PERFECT PIE CRUST (for a 9”, two crust pie)
Ingredients:
2 ½ all-purpose flour
1 teaspoon salt
1 teaspoon sugar
¾ cup cold butter, cut into chunks
¼ cup cold lard or shortening
¼ cold water
Directions:
Mix flour, salt & sugar in large mixing bowl or food processor. Add butter & lard and cut into the flour mixture using pastry cutter or pulsing food processor. The mixture should look like large crumbs and begin to cling together. Do not overmix. Sprinkle water over the dough and with hands mix until dough holds together. Shape into 2 discs. Wrap with plastic wrap and keep refrigerated until ready to use.

CANNED CHERRY PIE FILLING
It’s always helpful to have canned pie filling on hand to whip up a quick dessert. What could be better than to make up a batch of your own homemade to have on hand!
Ingredients:
12 cups (6 pounds) frozen pitted red tart cherries, thawed in the refrigerator
3 cups sugar
9 tablespoons cornstarch
½ teaspoon salt
1 teaspoon almond extract
3 cups cherry juice (from draining thawed cherries) If not enough juice add water to make three cups
6 (16oz) pint glass preserving jars with lids and bands
Directions:
Place cherries in strainer set over a bowl to collect the juice.

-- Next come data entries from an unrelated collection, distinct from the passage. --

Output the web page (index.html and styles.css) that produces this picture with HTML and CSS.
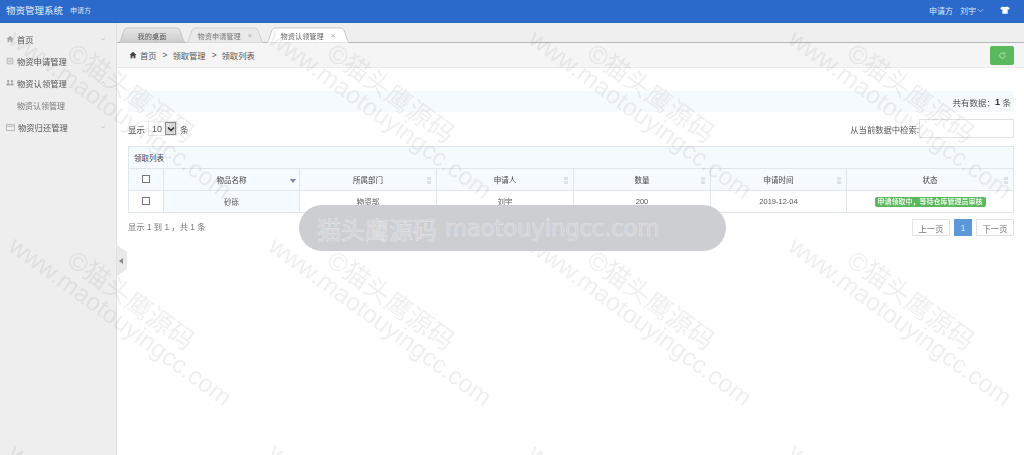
FILE: index.html
```html
<!DOCTYPE html>
<html lang="zh-CN">
<head>
<meta charset="utf-8">
<title>物资管理系统</title>
<link rel="stylesheet" href="styles.css">
</head>
<body>
<div class="app">
  <header class="topbar">
    <div class="brand"><span class="brand-name">物资管理系统</span><span class="brand-role">申请方</span></div>
    <div class="top-right">
      <span>申请方</span>
      <span class="user">刘宇<svg class="chev" viewBox="0 0 8 5"><path d="M1 1l3 3 3-3" fill="none" stroke="#dbe6f7" stroke-width=".8"/></svg></span>
      <svg class="shirt" viewBox="0 0 12 10"><path d="M3.600 .5L0 2.400l1.300 2.300 1.400-.6V9.600h6.600V4.100l1.400.6L12 2.400 8.400 .5C7.900 1.600 4.100 1.600 3.600 .5z" fill="#fff"/></svg>
    </div>
  </header>
  <div class="body-row">
    <aside class="sidebar">
      <div class="nav-item"><svg class="nav-icon" viewBox="0 0 10 10"><path d="M5 1L.5 5h1.500v4h2.200V6.500h1.600V9H8V5h1.500z" fill="#a8a8a8"/></svg><span class="nav-text">首页</span><svg class="nav-chev" viewBox="0 0 8 5"><path d="M1 1l3 3 3-3" fill="none" stroke="#bdbdbd" stroke-width=".8"/></svg></div>
      <div class="nav-item"><svg class="nav-icon" viewBox="0 0 10 10"><path d="M1.500 1.500h7v7h-7zM3 4h4M3 6h4" fill="none" stroke="#aaa"/></svg><span class="nav-text">物资申请管理</span></div>
      <div class="nav-item"><svg class="nav-icon" viewBox="0 0 10 10"><path d="M.5 8c0-2 .8-3 2.200-3S5 6 5 8zM5.500 8c0-2 .8-3 2-3s2 1 2 3zM2.700 4.300a1.500 1.500 0 1 0 0-3 1.500 1.500 0 0 0 0 3zM7.400 4.300a1.500 1.500 0 1 0 0-3 1.500 1.500 0 0 0 0 3z" fill="#a5a5a5"/></svg><span class="nav-text">物资认领管理</span><svg class="nav-chev" viewBox="0 0 8 5"><path d="M1 4l3-3 3 3" fill="none" stroke="#bdbdbd" stroke-width=".8"/></svg></div>
      <div class="nav-item nav-sub"><span class="nav-text">物资认领管理</span></div>
      <div class="nav-item"><svg class="nav-icon nav-icon-wide" viewBox="0 0 12 9"><path d="M.5 .5h11v8H.5zM.5 3h11" fill="none" stroke="#aaa"/></svg><span class="nav-text">物资归还管理</span><svg class="nav-chev" viewBox="0 0 8 5"><path d="M1 1l3 3 3-3" fill="none" stroke="#bdbdbd" stroke-width=".8"/></svg></div>
      <div class="collapse-handle"><span class="collapse-arrow"></span></div>
    </aside>
    <main class="main">
      <div class="tabs">
        <div class="tab tab-first"><svg class="tab-shape" viewBox="0 0 68 16" preserveAspectRatio="none"><path d="M0 16C4 16 4 1 9 1H59C64 1 64 16 68 16Z" fill="url(#tabgrey)" stroke="#bcbcbc" stroke-width=".7"/><defs><linearGradient id="tabgrey" x1="0" y1="0" x2="0" y2="1"><stop offset="0" stop-color="#e6e6e6"/><stop offset="1" stop-color="#cbcbcb"/></linearGradient></defs></svg><span class="tab-label">我的桌面</span></div>
        <div class="tab tab-dim"><svg class="tab-shape" viewBox="0 0 78 16" preserveAspectRatio="none"><path d="M0 16C4 16 4 1 9 1H69C74 1 74 16 78 16Z" fill="#e9e9e9" stroke="#c4c4c4" stroke-width=".7"/></svg><span class="tab-label">物资申请管理</span><span class="tab-x">×</span></div>
        <div class="tab tab-active"><svg class="tab-shape" viewBox="0 0 84 16" preserveAspectRatio="none"><path d="M0 16C4 16 4 1 9 1H75C80 1 80 16 84 16Z" fill="#fff" stroke="#b5b5b5" stroke-width=".7"/></svg><span class="tab-label">物资认领管理</span><span class="tab-x">×</span></div>
      </div>
      <div class="crumbs">
        <div class="crumb-text"><svg class="crumb-home" viewBox="0 0 10 10"><path d="M5 1L.5 5h1.500v4h2.200V6.500h1.600V9H8V5h1.500z" fill="#444"/></svg>首页<span class="crumb-sep">&gt;</span>领取管理<span class="crumb-sep">&gt;</span>领取列表</div>
        <div class="refresh"><svg viewBox="0 0 10 10"><path d="M8 5a3 3 0 1 1-1-2.200" fill="none" stroke="#d5efd5" stroke-width=".8"/><path d="M7.600 1.300v2h-2" fill="none" stroke="#d5efd5" stroke-width=".6"/></svg></div>
      </div>
      <div class="content">
        <div class="info-bar">共有数据：<b>1</b>&nbsp;条</div>
        <div class="controls">
          <div class="length">显示<span class="select"><span class="select-val">10</span><span class="select-btn"><svg viewBox="0 0 8 6"><path d="M1 1.500l3 3 3-3" fill="none" stroke="#222" stroke-width="1.400"/></svg></span></span>条</div>
          <div class="search">从当前数据中检索:<span class="search-box"></span></div>
        </div>
        <table class="grid">
          <colgroup>
            <col class="col-check"><col class="col-name"><col class="col-a"><col class="col-a"><col class="col-a"><col class="col-b"><col class="col-status">
          </colgroup>
          <thead>
            <tr><th colspan="7" class="grid-title">领取列表</th></tr>
            <tr>
              <th><span class="check"></span></th>
              <th class="sorted">物品名称<span class="sort-on"></span></th>
              <th>所属部门<span class="sort"></span></th>
              <th>申请人<span class="sort"></span></th>
              <th>数量<span class="sort"></span></th>
              <th>申请时间<span class="sort"></span></th>
              <th>状态<span class="sort"></span></th>
            </tr>
          </thead>
          <tbody>
            <tr>
              <td><span class="check"></span></td>
              <td class="cell-sorted">砂砾</td>
              <td>物资部</td>
              <td>刘宇</td>
              <td>200</td>
              <td>2019-12-04</td>
              <td><span class="badge">申请领取中，等待仓库管理员审核</span></td>
            </tr>
          </tbody>
        </table>
        <div class="foot">
          <div class="foot-info">显示 1 到 1 ，共 1 条</div>
          <div class="pager"><span class="page">上一页</span><span class="page page-on">1</span><span class="page">下一页</span></div>
        </div>
      </div>
    </main>
  </div>
  <div class="marks" aria-hidden="true">
    <div class="mark-tile"><span class="mark-a">©猫头鹰源码</span><span class="mark-b">www.maotouyingcc.com</span></div>
    <div class="mark-tile"><span class="mark-a">©猫头鹰源码</span><span class="mark-b">www.maotouyingcc.com</span></div>
    <div class="mark-tile"><span class="mark-a">©猫头鹰源码</span><span class="mark-b">www.maotouyingcc.com</span></div>
    <div class="mark-tile"><span class="mark-a">©猫头鹰源码</span><span class="mark-b">www.maotouyingcc.com</span></div>
    <div class="mark-tile"><span class="mark-a">©猫头鹰源码</span><span class="mark-b">www.maotouyingcc.com</span></div>
    <div class="mark-tile"><span class="mark-a">©猫头鹰源码</span><span class="mark-b">www.maotouyingcc.com</span></div>
    <div class="mark-tile"><span class="mark-a">©猫头鹰源码</span><span class="mark-b">www.maotouyingcc.com</span></div>
    <div class="mark-tile"><span class="mark-a">©猫头鹰源码</span><span class="mark-b">www.maotouyingcc.com</span></div>
    <div class="mark-tile"><span class="mark-a">©猫头鹰源码</span><span class="mark-b">www.maotouyingcc.com</span></div>
    <div class="mark-tile"><span class="mark-a">©猫头鹰源码</span><span class="mark-b">www.maotouyingcc.com</span></div>
    <div class="mark-tile"><span class="mark-a">©猫头鹰源码</span><span class="mark-b">www.maotouyingcc.com</span></div>
    <div class="mark-tile"><span class="mark-a">©猫头鹰源码</span><span class="mark-b">www.maotouyingcc.com</span></div>
  </div>
  <div class="pill"><span class="pill-cn">猫头鹰源码</span><span class="pill-en">maotouyingcc.com</span></div>
</div>
</body>
</html>
```
FILE: styles.css
```css
* { box-sizing: border-box; }
html, body { margin: 0; height: 100%; overflow: hidden; background: #fff; }
body { font-family: "Liberation Sans", "Noto Sans CJK SC", sans-serif; font-size: 8px; color: #555; }
.app { position: relative; width: 1024px; height: 455px; overflow: hidden; display: flex; flex-direction: column; filter: blur(.3px); }

.topbar { height: 23px; flex: none; background: #2b6aca; color: #fff; display: flex; align-items: center; justify-content: space-between; padding: 0 14px 2px 6px; border-bottom: 1px solid #2a64bb; }
.brand { display: flex; align-items: center; gap: 7px; }
.brand-name { font-size: 9.500px; color: #e4ecf9; }
.brand-role { font-size: 7px; color: #dbe6f7; }
.top-right { display: flex; align-items: center; gap: 7px; font-size: 8px; color: #dbe6f7; }
.user { display: flex; align-items: center; gap: 1px; margin-right: 9px; }
.chev { width: 7px; height: 5px; }
.shirt { width: 10px; height: 8px; }

.body-row { flex: 1; display: flex; min-height: 0; }
.sidebar { position: relative; width: 117px; flex: none; background: #eeeeee; border-right: 1px solid #e0e0e0; padding-top: 5px; }
.nav-item { height: 22px; display: flex; align-items: center; padding: 0 8px 0 6px; font-size: 8.300px; color: #555; position: relative; }
.nav-icon { width: 8px; height: 8px; margin-right: 3px; flex: none; }
.nav-icon-wide { width: 9px; height: 7px; margin-right: 3px; }
.nav-chev { position: absolute; right: 10px; top: 9px; width: 6px; height: 4px; }
.nav-sub { padding-left: 17px; color: #777; font-size: 8px; }
.collapse-handle { position: absolute; right: -11px; top: 222px; width: 10px; height: 31px; background: #e9e9e9; clip-path: polygon(0 0, 100% 22%, 100% 78%, 0 100%); display: flex; align-items: center; padding-left: 2px; }
.collapse-arrow { width: 0; height: 0; border: 3px solid transparent; border-left-width: 0; border-right: 4px solid #8c8c8c; }

.main { flex: 1; min-width: 0; display: flex; flex-direction: column; }
.tabs { height: 20px; flex: none; background: #efefef; border-bottom: 1px solid #b5b5b5; display: flex; align-items: flex-end; padding-left: 1px; font-size: 7.200px; }
.tab { position: relative; height: 16px; width: 68px; display: flex; align-items: center; justify-content: center; color: #555; margin-bottom: -1px; padding-top: 1px; }
.tab-shape { position: absolute; inset: 0; width: 100%; height: 100%; }
.tab-label, .tab-x { position: relative; }
.tab-dim { width: 78px; color: #777; }
.tab-active { width: 84px; margin-left: 2px; color: #666; }
.tab-x { margin-left: 7px; color: #aaa; font-size: 8px; }

.crumbs { height: 25px; flex: none; background: #f5f5f5; border-bottom: 1px solid #ebebeb; display: flex; align-items: center; justify-content: space-between; padding: 0 10px 0 12px; font-size: 8.300px; color: #555; }
.crumb-text { display: flex; align-items: center; }
.crumb-home { width: 8px; height: 8px; margin-right: 3px; }
.crumb-sep { margin: 0 5px 0 6px; }
.refresh { width: 24px; height: 19px; background: #5cb85c; border-radius: 2px; display: flex; align-items: center; justify-content: center; }
.refresh svg { width: 9px; height: 9px; }

.content { flex: 1; padding: 23px 10px 0 11px; position: relative; }
.info-bar { height: 21px; background: #f5fafe; display: flex; align-items: center; justify-content: flex-end; padding-right: 3px; color: #555; font-size: 8.500px; }
.info-bar b { color: #333; font-size: 9px; }
.controls { height: 34px; display: flex; align-items: center; justify-content: space-between; padding-bottom: 4px; padding-top: 3px; font-size: 8.500px; }
.length { display: flex; align-items: center; }
.select { display: inline-flex; align-items: center; border: 1px solid #e8e8e8; height: 15px; margin: 0 3px; padding-left: 3px; }
.select-val { font-size: 9px; margin-right: 3px; }
.select-btn { width: 11px; height: 13px; background: #dedede; border: 1px solid #8a8a8a; display: flex; align-items: center; justify-content: center; }
.select-btn svg { width: 8px; height: 6px; }
.search { display: flex; align-items: center; font-size: 8.300px; }
.search-box { width: 95px; height: 19px; border: 1px solid #e2e2e2; background: #fff; }

.grid { width: 885px; border-collapse: collapse; table-layout: fixed; font-size: 7.500px; color: #555; }
.grid th, .grid td { border: 1px solid #dfe6ee; height: 22px; padding: 0; text-align: center; vertical-align: middle; position: relative; }
.grid th { background: #f5fafe; font-weight: normal; color: #444; }
.grid .grid-title { text-align: left; padding-left: 5px; color: #444; }
.col-check { width: 35px; }
.col-name { width: 136px; }
.col-a { width: 137px; }
.col-b { width: 136px; }
.col-status { width: 167px; }
.check { display: inline-block; width: 8px; height: 8px; border: 1px solid #777; background: #fff; vertical-align: middle; margin-top: -3px; }
.cell-sorted { background: #f5fafe; }
.sort { position: absolute; right: 5px; top: 8px; width: 4px; height: 7px; background: linear-gradient(#dde2e8 40%, transparent 40%, transparent 60%, #dde2e8 60%); }
.sort-on { position: absolute; right: 3px; top: 10px; width: 0; height: 0; border: 3px solid transparent; border-bottom-width: 0; border-top: 4px solid #7a86ad; }
.badge { display: inline-block; background: #5cb85c; color: #e8f6e8; border-radius: 2px; padding: 0 3px; height: 10px; line-height: 10px; font-size: 7px; font-weight: bold; vertical-align: middle; white-space: nowrap; }

.foot { display: flex; justify-content: space-between; align-items: center; padding-top: 6px; }
.foot-info { font-size: 8.300px; color: #777; margin-top: -3px; }
.pager { display: flex; gap: 4px; }
.page { height: 17px; min-width: 38px; border: 1px solid #e2e2e2; display: flex; align-items: center; justify-content: center; font-size: 8.300px; color: #777; }
.page-on { min-width: 18px; background: #5a98d8; border-color: #5a98d8; color: #dbeafa; }

.marks { position: absolute; inset: 0; display: grid; grid-template-columns: repeat(4, 260px); grid-auto-rows: 207px; margin-top: 21px; pointer-events: none; }
.mark-tile { position: relative; }
.mark-a, .mark-b { position: absolute; white-space: nowrap; transform-origin: 0 50%; transform: rotate(36deg); color: rgba(120, 120, 120, .12); }
.mark-a { left: 72px; top: 8px; font-size: 26px; }
.mark-b { left: 12px; top: 0; font-size: 25px; }

.pill { position: absolute; left: 299px; top: 205px; width: 427px; height: 46px; border-radius: 23px; background: #cdced2; color: #cfd0d4; -webkit-text-stroke: .6px #e2e3e6; display: flex; align-items: center; gap: 8px; padding-left: 18px; white-space: nowrap; }
.pill-cn { font-size: 24px; }
.pill-en { font-family: "DejaVu Sans", sans-serif; font-size: 22.500px; }
```
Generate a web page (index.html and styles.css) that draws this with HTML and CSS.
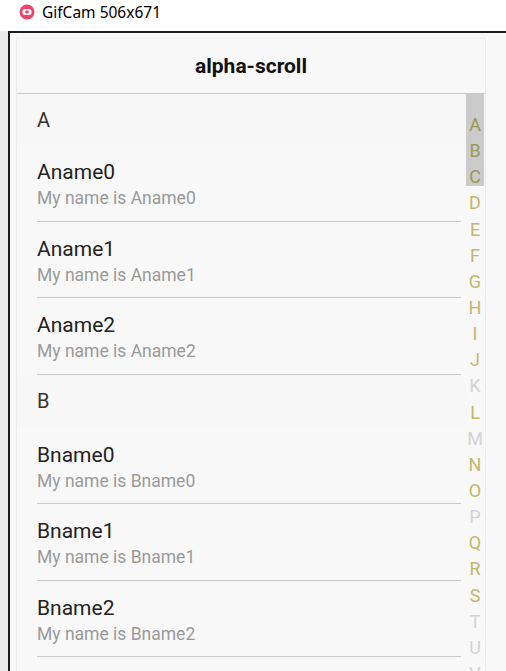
FILE: index.html
```html
<!DOCTYPE html>
<html>
<head>
<meta charset="utf-8">
<link rel="stylesheet" href="styles.css">
</head>
<body>
<div class="titlebar">
  <svg class="appicon" width="16" height="16" viewBox="0 0 16 16">
    <circle cx="8" cy="8" r="7.5" fill="#f0436b"/>
    <rect x="3.5" y="5" width="9" height="6" rx="2.5" fill="#fff"/>
    <circle cx="8" cy="8" r="1.8" fill="#f0436b"/>
  </svg>
  <span class="wintitle">GifCam 506x671</span>
</div>
<div class="shell">
  <div class="gutter"></div>
  <div class="frame">
    <div class="card">
      <div class="header">alpha-scroll</div>
      <div class="content">
        <div class="list">
          <div class="section first">A</div>
          <div class="item"><div class="name">Aname0</div><div class="desc">My name is Aname0</div></div>
          <div class="item"><div class="name">Aname1</div><div class="desc">My name is Aname1</div></div>
          <div class="item"><div class="name">Aname2</div><div class="desc">My name is Aname2</div></div>
          <div class="section">B</div>
          <div class="item"><div class="name">Bname0</div><div class="desc">My name is Bname0</div></div>
          <div class="item"><div class="name">Bname1</div><div class="desc">My name is Bname1</div></div>
          <div class="item"><div class="name">Bname2</div><div class="desc">My name is Bname2</div></div>
        </div>
        <div class="alpha">
          <div class="thumb"></div>
          <div class="letter on">A</div>
          <div class="letter on">B</div>
          <div class="letter on">C</div>
          <div class="letter">D</div>
          <div class="letter">E</div>
          <div class="letter">F</div>
          <div class="letter">G</div>
          <div class="letter">H</div>
          <div class="letter">I</div>
          <div class="letter">J</div>
          <div class="letter off">K</div>
          <div class="letter">L</div>
          <div class="letter off">M</div>
          <div class="letter">N</div>
          <div class="letter">O</div>
          <div class="letter off">P</div>
          <div class="letter">Q</div>
          <div class="letter">R</div>
          <div class="letter">S</div>
          <div class="letter off">T</div>
          <div class="letter off">U</div>
          <div class="letter off">V</div>
        </div>
      </div>
    </div>
  </div>
</div>
</body>
</html>
```
FILE: styles.css
```css
html, body {
  margin: 0;
  padding: 0;
  height: 671px;
  overflow: hidden;
  background: #ffffff;
}
.titlebar {
  height: 31px;
  display: flex;
  align-items: center;
  background: #ffffff;
  padding-left: 19px;
  box-sizing: border-box;
}
.appicon {
  display: block;
  margin-top: -7px;
}
.wintitle {
  margin-left: 7px;
  margin-top: -8px;
  font-family: "Noto Sans", "Liberation Sans", sans-serif;
  font-size: 15.5px;
  color: #000;
}
.shell {
  display: flex;
  height: 640px;
}
.gutter {
  width: 8px;
  background: #ececec;
  flex: none;
}
.frame {
  flex: 1;
  border-left: 2px solid #1c1c1c;
  border-top: 2px solid #1c1c1c;
  background: #f8f8f8;
  padding: 5px 0 0 6px;
  overflow: hidden;
}
.card {
  width: 470px;
  box-sizing: border-box;
  border: 1px solid #ececec;
  border-bottom: none;
  background: #f8f8f8;
  font-family: Roboto, "Noto Sans", sans-serif;
}
.header {
  height: 54px;
  display: flex;
  align-items: center;
  justify-content: center;
  font-weight: 700;
  font-size: 21px;
  color: #111;
  border-bottom: 1px solid #c8c8c8;
}
.content {
  display: flex;
}
.list {
  flex: 1;
  min-width: 0;
}
.section {
  height: 53px;
  box-sizing: border-box;
  padding-left: 20px;
  display: flex;
  align-items: center;
  font-size: 20px;
  color: #333;
  background: #f7f7f7;
}
.section.first {
  height: 51px;
}
.item {
  height: 76.5px;
  box-sizing: border-box;
  margin-left: 20px;
  margin-right: 5px;
  padding-top: 14px;
  border-bottom: 1px solid #c8c8c8;
}
.name {
  font-size: 21px;
  line-height: 26px;
  color: #222;
}
.desc {
  margin-top: 2px;
  font-size: 17.5px;
  line-height: 22px;
  color: #9a9a9a;
}
.alpha {
  position: relative;
  width: 18px;
  margin-right: 1px;
  padding-top: 18px;
  flex: none;
}
.thumb {
  position: absolute;
  left: 0;
  top: 0;
  width: 18px;
  height: 92px;
  background: #cbcbcb;
}
.letter {
  position: relative;
  height: 26.15px;
  line-height: 26.15px;
  text-align: center;
  font-size: 18px;
  color: #c2b86c;
}
.letter.on {
  color: #9d9758;
}
.letter.off {
  color: #d3d3d3;
}
```
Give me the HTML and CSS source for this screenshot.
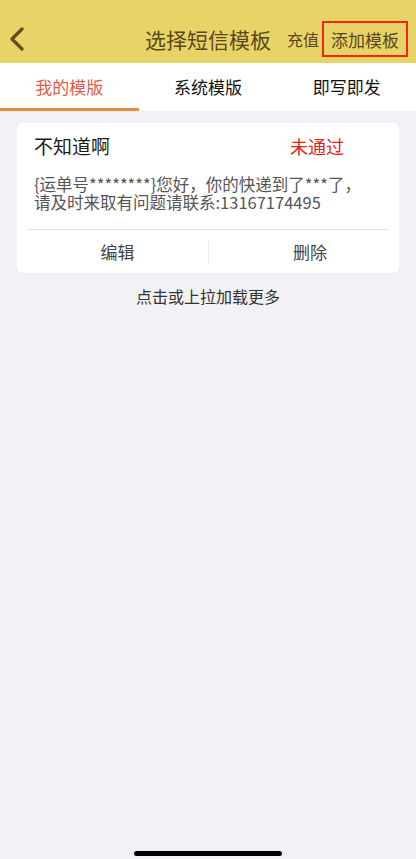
FILE: index.html
```html
<!DOCTYPE html>
<html lang="zh">
<head>
<meta charset="utf-8">
<title>选择短信模板</title>
<link rel="stylesheet" href="styles.css">
</head>
<body>
<div class="page">
  <header class="header">
    <div class="nav">
      <div class="nav-left">
        <svg class="back" width="16" height="24" viewBox="0 0 16 24"><path d="M13 2 L3 12 L13 22" fill="none" stroke="#6a4a1f" stroke-width="3.2" stroke-linecap="round" stroke-linejoin="round"/></svg>
      </div>
      <div class="title">选择短信模板</div>
      <div class="nav-right">
        <span class="recharge">充值</span>
        <span class="add">添加模板</span>
      </div>
    </div>
  </header>
  <nav class="tabs">
    <div class="tab active">我的模版</div>
    <div class="tab">系统模版</div>
    <div class="tab">即写即发</div>
  </nav>
  <main class="content">
    <section class="card">
      <div class="card-head">
        <span class="card-name">不知道啊</span>
        <span class="card-status">未通过</span>
      </div>
      <p class="card-body">{运单号********}您好，你的快递到了***了，请及时来取有问题请联系:13167174495</p>
      <div class="card-actions">
        <div class="action action-left">编辑</div>
        <div class="action action-right">删除</div>
      </div>
    </section>
    <div class="more">点击或上拉加载更多</div>
  </main>
  <div class="home-bar"></div>
</div>
</body>
</html>
```
FILE: styles.css
```css
* { box-sizing: border-box; }
html, body { margin: 0; padding: 0; }
body {
  background: #f2f2f6;
  font-family: "Noto Sans CJK SC", "Noto Sans", sans-serif;
  width: 416px;
  height: 859px;
  overflow: hidden;
}
.page { min-height: 859px; }
.header {
  background: #e8d366;
  height: 63px;
  padding-top: 20px;
}
.nav {
  display: grid;
  grid-template-columns: 1fr auto 1fr;
  align-items: center;
  height: 38px;
}
.nav-left { display: flex; align-items: center; padding-left: 9px; }
.back { display: block; }
.title {
  font-size: 21px;
  color: #5b4622;
  line-height: 1;
}
.nav-right {
  display: flex;
  justify-content: flex-end;
  align-items: center;
  gap: 3px;
  padding-right: 8px;
}
.recharge {
  font-size: 16px;
  color: #5b4622;
}
.add {
  font-size: 17px;
  color: #5b4622;
  border: 2px solid #f5231c;
  height: 36px;
  width: 86px;
  display: flex;
  align-items: center;
  justify-content: center;
}
.tabs {
  display: grid;
  grid-template-columns: repeat(3, 1fr);
  height: 48px;
  background: #fff;
}
.tab {
  display: flex;
  align-items: center;
  justify-content: center;
  font-size: 17px;
  color: #111;
  padding-top: 1px;
  border-bottom: 2px solid transparent;
}
.tab.active {
  color: #e35b4b;
  border-bottom: 3px solid #e98c3b;
}
.content { padding: 12px 17px 0; }
.card {
  background: #fff;
  border-radius: 6px;
  padding: 0 10px;
}
.card-head {
  display: flex;
  align-items: center;
  height: 45px;
  padding-left: 7px;
}
.card-name {
  font-size: 19px;
  color: #1a1a1a;
  width: 256px;
}
.card-status {
  font-size: 18px;
  color: #e3241d;
}
.card-body {
  margin: 0;
  padding: 7px 16px 18px 7px;
  font-size: 16.5px;
  line-height: 18px;
  color: #555;
}
.card-actions {
  display: grid;
  grid-template-columns: 1fr 1fr;
  border-top: 1px solid #e2e2e2;
  height: 44px;
  align-items: center;
}
.action {
  font-size: 17px;
  color: #444;
  text-align: center;
}
.action-right {
  border-left: 1px solid #ececec;
  padding-left: 22px;
  line-height: 23px;
}
.more {
  text-align: center;
  font-size: 16px;
  color: #333;
  margin-top: 11px;
}
.home-bar {
  position: fixed;
  left: 134px;
  bottom: 3px;
  width: 148px;
  height: 5px;
  border-radius: 3px;
  background: #000;
}
```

Whisk sugar, cornstarch and salt together in a saucepan until blended. Combine cherry juice and water and slowly wisk into the sugar mixture. Place pan over medium heat and heat to boiling, whisking constantly until very thick. Remove from heat and stir in extract and cherries.
Ladle hot cherry pie filling into jars leaving 1 inch headspace. Remove air bubbles. Wipe rim, top with lid and band and adjust until fit is fingertip tight.
Process filled jars in boiling water canner for 35 minutes. Remove jars and cool. Check lids for seal after 24 hours.